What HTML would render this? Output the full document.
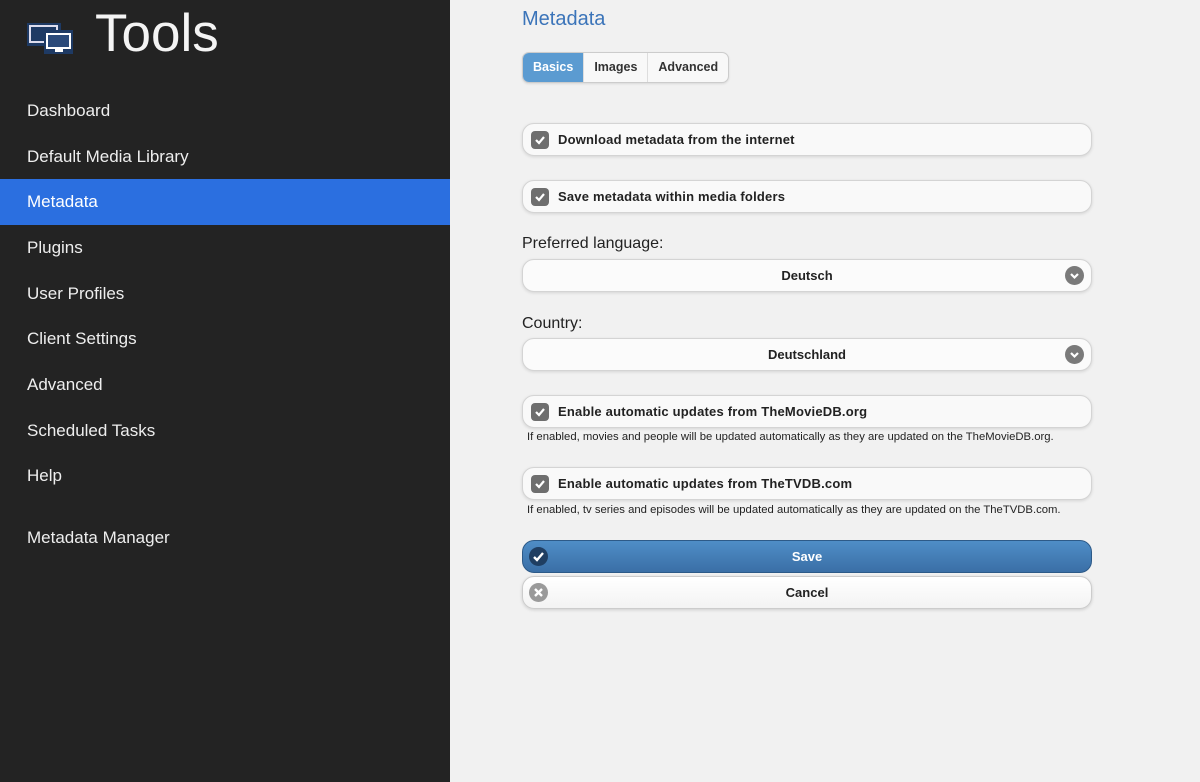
<!DOCTYPE html>
<html><head><style>
*{box-sizing:border-box;margin:0;padding:0}
body{width:1200px;height:782px;overflow:hidden;background:#f1f1f1;font-family:"Liberation Sans",sans-serif;position:relative}
svg{display:block}
.side{position:absolute;left:0;top:0;width:450px;height:782px;background:#232323}
.logo{position:absolute;left:95px;top:3px;color:#f4f4f4;font-size:53px;font-weight:300}
.nav{position:absolute;left:0;width:450px;height:46px;line-height:46px;padding-left:27px;color:#eee;font-size:17px}
.nav.act{background:#2b6fe0;color:#fff}
h1{position:absolute;left:522px;top:8px;font-size:20px;font-weight:normal;color:#3b74b9}
.tabs{position:absolute;left:522px;top:52px;height:31px;display:flex;border:1px solid #ccc;border-radius:7px;overflow:hidden;background:#f8f8f8;box-shadow:0 1px 2px rgba(0,0,0,.1)}
.tabs div{font-size:12.5px;font-weight:bold;color:#333;line-height:29px;padding:0 10px;border-left:1px solid #ddd}
.tabs div.a{background:#5b9bd1;color:#fff;border-left:none}
.box{position:absolute;left:522px;width:570px;height:33px;background:#f9f9f9;border:1px solid #d4d4d4;border-radius:12px;box-shadow:0 1px 3px rgba(0,0,0,.12);font-size:13px;font-weight:bold;color:#222;line-height:31px}
.cb{position:absolute;left:8px;top:7px;width:18px;height:18px;background:#6e6e6e;border-radius:4px}
.cb svg{position:absolute;left:3px;top:3px}
.box .t{position:absolute;left:35px;letter-spacing:.2px}
.sel{text-align:center;background:#fbfbfb}
.arr{position:absolute;right:7px;top:6px;width:19px;height:19px;border-radius:50%;background:#7a7a7a}
.lbl{position:absolute;left:522px;font-size:16px;color:#222}
.note{position:absolute;left:527px;font-size:11.3px;color:#222}
.btn{position:absolute;left:522px;width:570px;height:33px;border-radius:12px;text-align:center;font-size:13px;font-weight:bold;line-height:31px}
.ic{position:absolute;left:6px;top:6px;width:19px;height:19px;border-radius:50%}
</style></head><body>
<div class="side">
<svg style="position:absolute;left:27px;top:22px" width="50" height="32" viewBox="0 0 50 32"><rect x="0" y="1" width="34" height="23" fill="#1e3a64"/><rect x="3" y="4" width="27" height="16" fill="none" stroke="#dde" stroke-width="2"/><rect x="17" y="8" width="29" height="24" fill="#1e3a64"/><rect x="20" y="12" width="23" height="14" fill="#2b4a7a" stroke="#fff" stroke-width="2"/><rect x="28" y="27" width="8" height="3" fill="#fff"/></svg>
<div class="logo">Tools</div>
<div class="nav" style="top:88px">Dashboard</div>
<div class="nav" style="top:134px">Default Media Library</div>
<div class="nav act" style="top:179px">Metadata</div>
<div class="nav" style="top:225px">Plugins</div>
<div class="nav" style="top:271px">User Profiles</div>
<div class="nav" style="top:316px">Client Settings</div>
<div class="nav" style="top:362px">Advanced</div>
<div class="nav" style="top:408px">Scheduled Tasks</div>
<div class="nav" style="top:453px">Help</div>
<div class="nav" style="top:515px">Metadata Manager</div>
</div>
<h1>Metadata</h1>
<div class="tabs"><div class="a">Basics</div><div>Images</div><div>Advanced</div></div>

<div class="box" style="top:123px"><div class="cb"><svg width="12" height="12" viewBox="0 0 12 12"><path d="M2 6l3 3 5-6" stroke="#fff" stroke-width="2.2" fill="none"/></svg></div><span class="t">Download metadata from the internet</span></div>
<div class="box" style="top:180px"><div class="cb"><svg width="12" height="12" viewBox="0 0 12 12"><path d="M2 6l3 3 5-6" stroke="#fff" stroke-width="2.2" fill="none"/></svg></div><span class="t">Save metadata within media folders</span></div>
<div class="lbl" style="top:235px">Preferred language:</div>
<div class="box sel" style="top:259px">Deutsch<div class="arr"><svg width="19" height="19" viewBox="0 0 19 19"><path d="M6 8l3.5 3.5L13 8" stroke="#fff" stroke-width="2.2" fill="none"/></svg></div></div>
<div class="lbl" style="top:315px">Country:</div>
<div class="box sel" style="top:338px">Deutschland<div class="arr"><svg width="19" height="19" viewBox="0 0 19 19"><path d="M6 8l3.5 3.5L13 8" stroke="#fff" stroke-width="2.2" fill="none"/></svg></div></div>
<div class="box" style="top:395px"><div class="cb"><svg width="12" height="12" viewBox="0 0 12 12"><path d="M2 6l3 3 5-6" stroke="#fff" stroke-width="2.2" fill="none"/></svg></div><span class="t">Enable automatic updates from TheMovieDB.org</span></div>
<div class="note" style="top:431px">If enabled, movies and people will be updated automatically as they are updated on the TheMovieDB.org.</div>
<div class="box" style="top:467px"><div class="cb"><svg width="12" height="12" viewBox="0 0 12 12"><path d="M2 6l3 3 5-6" stroke="#fff" stroke-width="2.2" fill="none"/></svg></div><span class="t">Enable automatic updates from TheTVDB.com</span></div>
<div class="note" style="top:504px">If enabled, tv series and episodes will be updated automatically as they are updated on the TheTVDB.com.</div>
<div class="btn" style="top:540px;background:linear-gradient(#4f8ec7,#3a6fa6);border:1px solid #2d5a88;color:#fff"><div class="ic" style="background:#1f3e62"><svg width="19" height="19" viewBox="0 0 19 19"><path d="M5 10l3 3 6-7" stroke="#fff" stroke-width="2.4" fill="none"/></svg></div>Save</div>
<div class="btn" style="top:576px;background:linear-gradient(#fff,#f3f3f3);border:1px solid #ccc;color:#222;box-shadow:0 1px 3px rgba(0,0,0,.15)"><div class="ic" style="background:#9a9a9a"><svg width="19" height="19" viewBox="0 0 19 19"><path d="M6 6l7 7M13 6l-7 7" stroke="#fff" stroke-width="2.4"/></svg></div>Cancel</div>
</body></html>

==========

[EXERCISE BRIEF]
Images should not appear in the copy; retype the listing above exactly.

[WRITTEN ANSWER]
What HTML would render this? Output the full document.
<!DOCTYPE html>
<html><head><style>
*{box-sizing:border-box;margin:0;padding:0}
body{width:1200px;height:782px;overflow:hidden;background:#f1f1f1;font-family:"Liberation Sans",sans-serif;position:relative}
svg{display:block}
.side{position:absolute;left:0;top:0;width:450px;height:782px;background:#232323}
.logo{position:absolute;left:95px;top:3px;color:#f4f4f4;font-size:53px;font-weight:300}
.nav{position:absolute;left:0;width:450px;height:46px;line-height:46px;padding-left:27px;color:#eee;font-size:17px}
.nav.act{background:#2b6fe0;color:#fff}
h1{position:absolute;left:522px;top:8px;font-size:20px;font-weight:normal;color:#3b74b9}
.tabs{position:absolute;left:522px;top:52px;height:31px;display:flex;border:1px solid #ccc;border-radius:7px;overflow:hidden;background:#f8f8f8;box-shadow:0 1px 2px rgba(0,0,0,.1)}
.tabs div{font-size:12.5px;font-weight:bold;color:#333;line-height:29px;padding:0 10px;border-left:1px solid #ddd}
.tabs div.a{background:#5b9bd1;color:#fff;border-left:none}
.box{position:absolute;left:522px;width:570px;height:33px;background:#f9f9f9;border:1px solid #d4d4d4;border-radius:12px;box-shadow:0 1px 3px rgba(0,0,0,.12);font-size:13px;font-weight:bold;color:#222;line-height:31px}
.cb{position:absolute;left:8px;top:7px;width:18px;height:18px;background:#6e6e6e;border-radius:4px}
.cb svg{position:absolute;left:3px;top:3px}
.box .t{position:absolute;left:35px;letter-spacing:.2px}
.sel{text-align:center;background:#fbfbfb}
.arr{position:absolute;right:7px;top:6px;width:19px;height:19px;border-radius:50%;background:#7a7a7a}
.lbl{position:absolute;left:522px;font-size:16px;color:#222}
.note{position:absolute;left:527px;font-size:11.3px;color:#222}
.btn{position:absolute;left:522px;width:570px;height:33px;border-radius:12px;text-align:center;font-size:13px;font-weight:bold;line-height:31px}
.ic{position:absolute;left:6px;top:6px;width:19px;height:19px;border-radius:50%}
</style></head><body>
<div class="side">
<svg style="position:absolute;left:27px;top:22px" width="50" height="32" viewBox="0 0 50 32"><rect x="0" y="1" width="34" height="23" fill="#1e3a64"/><rect x="3" y="4" width="27" height="16" fill="none" stroke="#dde" stroke-width="2"/><rect x="17" y="8" width="29" height="24" fill="#1e3a64"/><rect x="20" y="12" width="23" height="14" fill="#2b4a7a" stroke="#fff" stroke-width="2"/><rect x="28" y="27" width="8" height="3" fill="#fff"/></svg>
<div class="logo">Tools</div>
<div class="nav" style="top:88px">Dashboard</div>
<div class="nav" style="top:134px">Default Media Library</div>
<div class="nav act" style="top:179px">Metadata</div>
<div class="nav" style="top:225px">Plugins</div>
<div class="nav" style="top:271px">User Profiles</div>
<div class="nav" style="top:316px">Client Settings</div>
<div class="nav" style="top:362px">Advanced</div>
<div class="nav" style="top:408px">Scheduled Tasks</div>
<div class="nav" style="top:453px">Help</div>
<div class="nav" style="top:515px">Metadata Manager</div>
</div>
<h1>Metadata</h1>
<div class="tabs"><div class="a">Basics</div><div>Images</div><div>Advanced</div></div>

<div class="box" style="top:123px"><div class="cb"><svg width="12" height="12" viewBox="0 0 12 12"><path d="M2 6l3 3 5-6" stroke="#fff" stroke-width="2.2" fill="none"/></svg></div><span class="t">Download metadata from the internet</span></div>
<div class="box" style="top:180px"><div class="cb"><svg width="12" height="12" viewBox="0 0 12 12"><path d="M2 6l3 3 5-6" stroke="#fff" stroke-width="2.2" fill="none"/></svg></div><span class="t">Save metadata within media folders</span></div>
<div class="lbl" style="top:235px">Preferred language:</div>
<div class="box sel" style="top:259px">Deutsch<div class="arr"><svg width="19" height="19" viewBox="0 0 19 19"><path d="M6 8l3.5 3.5L13 8" stroke="#fff" stroke-width="2.2" fill="none"/></svg></div></div>
<div class="lbl" style="top:315px">Country:</div>
<div class="box sel" style="top:338px">Deutschland<div class="arr"><svg width="19" height="19" viewBox="0 0 19 19"><path d="M6 8l3.5 3.5L13 8" stroke="#fff" stroke-width="2.2" fill="none"/></svg></div></div>
<div class="box" style="top:395px"><div class="cb"><svg width="12" height="12" viewBox="0 0 12 12"><path d="M2 6l3 3 5-6" stroke="#fff" stroke-width="2.2" fill="none"/></svg></div><span class="t">Enable automatic updates from TheMovieDB.org</span></div>
<div class="note" style="top:431px">If enabled, movies and people will be updated automatically as they are updated on the TheMovieDB.org.</div>
<div class="box" style="top:467px"><div class="cb"><svg width="12" height="12" viewBox="0 0 12 12"><path d="M2 6l3 3 5-6" stroke="#fff" stroke-width="2.2" fill="none"/></svg></div><span class="t">Enable automatic updates from TheTVDB.com</span></div>
<div class="note" style="top:504px">If enabled, tv series and episodes will be updated automatically as they are updated on the TheTVDB.com.</div>
<div class="btn" style="top:540px;background:linear-gradient(#4f8ec7,#3a6fa6);border:1px solid #2d5a88;color:#fff"><div class="ic" style="background:#1f3e62"><svg width="19" height="19" viewBox="0 0 19 19"><path d="M5 10l3 3 6-7" stroke="#fff" stroke-width="2.4" fill="none"/></svg></div>Save</div>
<div class="btn" style="top:576px;background:linear-gradient(#fff,#f3f3f3);border:1px solid #ccc;color:#222;box-shadow:0 1px 3px rgba(0,0,0,.15)"><div class="ic" style="background:#9a9a9a"><svg width="19" height="19" viewBox="0 0 19 19"><path d="M6 6l7 7M13 6l-7 7" stroke="#fff" stroke-width="2.4"/></svg></div>Cancel</div>
</body></html>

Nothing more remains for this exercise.